Pensions probed in forum
Updated: November 2, 2012 9:04AM
LAKE FOREST – Illinois doesn’t have a pension problem, it has a pension-funding problem, according to an expert on the state retirement plans.
Amanda Kass, pension and local government specialist with the Center for Tax and Budget Accountability, said continual underfunding of pensions has left the state $83 billion short of meeting its pension obligations.
On Thursday evening, Kass told a League of Women Voters Lake Forest/Lake Bluff Area gathering — many of whom were teachers — that retired teachers have nothing to worry about regarding their pensions.
“(The Teachers Retirement System) has sufficient funds to cover retirees for decades,” Kass said during a League program focusing on state pensions at the Gorton Community Center. “It is young teachers, new in their career, who will be most affected” by any pension reforms that occur at the state level.
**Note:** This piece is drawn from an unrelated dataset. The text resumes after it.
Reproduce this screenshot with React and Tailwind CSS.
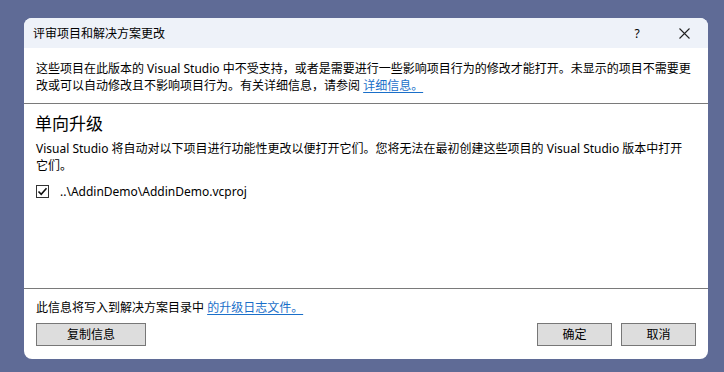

Robert Riley, a partner with Chicago’s Robbins, Schwartz, Nicholas, Lifton, Taylor Ltd. law firm, which specializes in education and municipal law, said Lake Forest and Lake Bluff both have well-funded, stable pension funds.
He attributed that to the fact that municipal employees are covered by the Illinois Municipal Retirement Fund, which is a “pay as you go” system unlike the state which has its pension payments heavier on the back end of its employees’ retirement plans.
Riley said the state has taken proactive steps in halting abuses, such as workers double-dipping — getting a second pension or an inflated pension for a short-term second state or municipal position.
Pat Buchalter, a retired teacher, said she found the program informative and attended the session to “hear what was new with pensions.”